- **DATA PROVIDED**
— START —
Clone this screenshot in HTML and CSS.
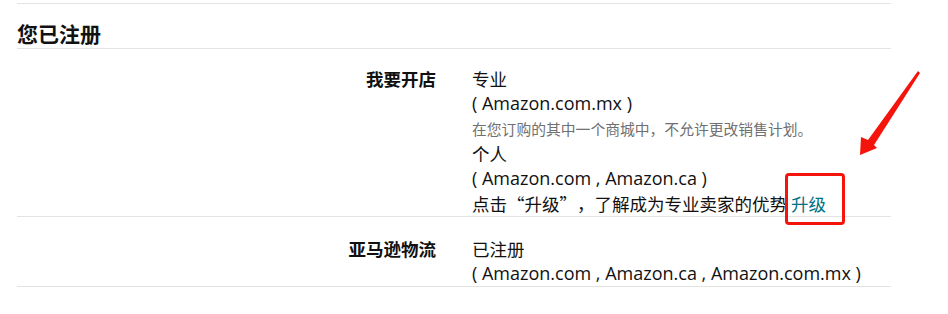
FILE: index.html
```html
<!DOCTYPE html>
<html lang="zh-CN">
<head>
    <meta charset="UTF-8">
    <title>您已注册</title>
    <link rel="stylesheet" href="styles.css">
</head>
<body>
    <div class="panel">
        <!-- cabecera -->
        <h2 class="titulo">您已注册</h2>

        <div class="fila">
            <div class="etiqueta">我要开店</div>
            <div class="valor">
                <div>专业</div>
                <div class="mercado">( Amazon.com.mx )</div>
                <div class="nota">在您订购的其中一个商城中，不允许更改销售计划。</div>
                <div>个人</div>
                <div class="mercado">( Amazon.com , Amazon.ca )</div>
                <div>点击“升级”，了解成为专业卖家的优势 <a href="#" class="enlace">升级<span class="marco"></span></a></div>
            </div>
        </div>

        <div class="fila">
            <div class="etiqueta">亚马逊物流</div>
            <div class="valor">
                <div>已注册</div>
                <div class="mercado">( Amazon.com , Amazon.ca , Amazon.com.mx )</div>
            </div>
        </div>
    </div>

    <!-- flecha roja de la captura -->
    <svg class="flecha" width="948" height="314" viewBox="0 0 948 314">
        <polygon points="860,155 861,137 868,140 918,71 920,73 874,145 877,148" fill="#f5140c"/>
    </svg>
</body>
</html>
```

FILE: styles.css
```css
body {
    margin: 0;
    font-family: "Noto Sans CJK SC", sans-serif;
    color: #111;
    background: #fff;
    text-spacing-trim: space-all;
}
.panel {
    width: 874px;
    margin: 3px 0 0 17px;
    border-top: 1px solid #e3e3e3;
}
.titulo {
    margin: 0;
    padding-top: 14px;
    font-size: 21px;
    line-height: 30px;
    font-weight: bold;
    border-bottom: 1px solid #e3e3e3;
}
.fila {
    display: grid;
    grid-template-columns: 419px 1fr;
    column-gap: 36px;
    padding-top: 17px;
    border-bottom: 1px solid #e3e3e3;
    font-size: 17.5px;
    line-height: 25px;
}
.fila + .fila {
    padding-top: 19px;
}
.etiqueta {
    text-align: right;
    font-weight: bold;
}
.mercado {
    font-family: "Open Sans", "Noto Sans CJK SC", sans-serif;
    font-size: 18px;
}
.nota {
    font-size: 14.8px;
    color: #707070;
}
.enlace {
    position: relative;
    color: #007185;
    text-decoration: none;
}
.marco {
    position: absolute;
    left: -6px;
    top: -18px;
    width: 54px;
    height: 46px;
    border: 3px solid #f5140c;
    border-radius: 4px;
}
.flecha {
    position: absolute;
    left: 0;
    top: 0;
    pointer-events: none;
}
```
— END —
- **TASK DETAILS**
Reproduce the material in its entirety and word for word, without the pictures.

- **SOLVED EXERCISE**
Clone this screenshot in HTML and CSS.
FILE: index.html
```html
<!DOCTYPE html>
<html lang="zh-CN">
<head>
    <meta charset="UTF-8">
    <title>您已注册</title>
    <link rel="stylesheet" href="styles.css">
</head>
<body>
    <div class="panel">
        <!-- cabecera -->
        <h2 class="titulo">您已注册</h2>

        <div class="fila">
            <div class="etiqueta">我要开店</div>
            <div class="valor">
                <div>专业</div>
                <div class="mercado">( Amazon.com.mx )</div>
                <div class="nota">在您订购的其中一个商城中，不允许更改销售计划。</div>
                <div>个人</div>
                <div class="mercado">( Amazon.com , Amazon.ca )</div>
                <div>点击“升级”，了解成为专业卖家的优势 <a href="#" class="enlace">升级<span class="marco"></span></a></div>
            </div>
        </div>

        <div class="fila">
            <div class="etiqueta">亚马逊物流</div>
            <div class="valor">
                <div>已注册</div>
                <div class="mercado">( Amazon.com , Amazon.ca , Amazon.com.mx )</div>
            </div>
        </div>
    </div>

    <!-- flecha roja de la captura -->
    <svg class="flecha" width="948" height="314" viewBox="0 0 948 314">
        <polygon points="860,155 861,137 868,140 918,71 920,73 874,145 877,148" fill="#f5140c"/>
    </svg>
</body>
</html>
```

FILE: styles.css
```css
body {
    margin: 0;
    font-family: "Noto Sans CJK SC", sans-serif;
    color: #111;
    background: #fff;
    text-spacing-trim: space-all;
}
.panel {
    width: 874px;
    margin: 3px 0 0 17px;
    border-top: 1px solid #e3e3e3;
}
.titulo {
    margin: 0;
    padding-top: 14px;
    font-size: 21px;
    line-height: 30px;
    font-weight: bold;
    border-bottom: 1px solid #e3e3e3;
}
.fila {
    display: grid;
    grid-template-columns: 419px 1fr;
    column-gap: 36px;
    padding-top: 17px;
    border-bottom: 1px solid #e3e3e3;
    font-size: 17.5px;
    line-height: 25px;
}
.fila + .fila {
    padding-top: 19px;
}
.etiqueta {
    text-align: right;
    font-weight: bold;
}
.mercado {
    font-family: "Open Sans", "Noto Sans CJK SC", sans-serif;
    font-size: 18px;
}
.nota {
    font-size: 14.8px;
    color: #707070;
}
.enlace {
    position: relative;
    color: #007185;
    text-decoration: none;
}
.marco {
    position: absolute;
    left: -6px;
    top: -18px;
    width: 54px;
    height: 46px;
    border: 3px solid #f5140c;
    border-radius: 4px;
}
.flecha {
    position: absolute;
    left: 0;
    top: 0;
    pointer-events: none;
}
```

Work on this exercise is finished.